Neural network for excess noise estimation in continuous-variable quantum key distribution under composable finite-size security
Parameter estimation is a critical step in continuous-variable quantum key distribution (CV-QKD), especially in the finite-size regime where worst-case confidence intervals can significantly reduce the achievable secret-key rate. We provide a finite-size security analysis demonstrating that neural networks can be reliably employed for parameter estimation in CV-QKD with quantifiable failure probabilities $ε_{PE}$, endowed with an operational interpretation and composable security guarantees. Using a protocol that is operationally equivalent to standard approaches, our method produces significantly tighter confidence intervals, unlocking higher key rates even under collective Gaussian attacks. The proposed approach yields tighter confidence intervals, leading to a quantifiable increase in the secret-key rate under collective Gaussian attacks. These results open up new perspectives for integrating modern machine learning techniques into quantum cryptographic protocols, particularly in practical resource-constrained scenarios.
💡 Research Summary
This paper addresses a critical bottleneck in continuous‑variable quantum key distribution (CV‑QKD): the finite‑size estimation of the channel’s excess noise ξ, which directly limits the achievable secret‑key rate. While maximum‑likelihood estimation (MLE) has been the standard method because its confidence intervals can be analytically linked to the composable security parameter ε_PE, MLE yields overly conservative bounds, especially at long distances where excess noise dominates.

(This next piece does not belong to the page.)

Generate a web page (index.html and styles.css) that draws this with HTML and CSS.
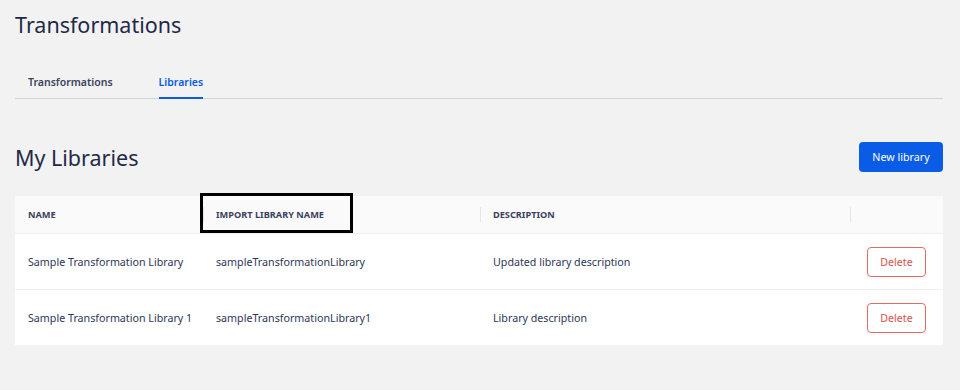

The authors propose a neural‑network‑based estimator for ξ and, crucially, derive a worst‑case confidence interval for the network’s output using the delta‑method. They model the relationship between the measured data (Alice’s modulation x_i and Bob’s measurement y_i) as y_i = t x_i + z_i, with t = √T and z_i a Gaussian noise of variance σ² = μ + t² ξ. The neural network learns a mapping f(X,θ) ≈ y, where θ are the trainable weights. After training on a representative dataset, the parameter vector θ̂ converges to the optimal θ*; a first‑order Taylor expansion around θ* together with the delta‑method yields an analytic expression for the variance of the prediction error ε₀. By inflating the point estimate ξ̂ with a factor z_{ε_PE/2} · σ_{ξ̂}, the authors construct a high‑confidence upper bound ξ_max that satisfies P(ξ ≤ ξ_max) ≥ 1 − ε_PE/2. This bound is then inserted into the covariance matrix Γ_{ε_PE} used in the composable security analysis, ensuring that the overall protocol failure probability ε = ε_PE + ε_cor + ε_sec respects the required security definitions.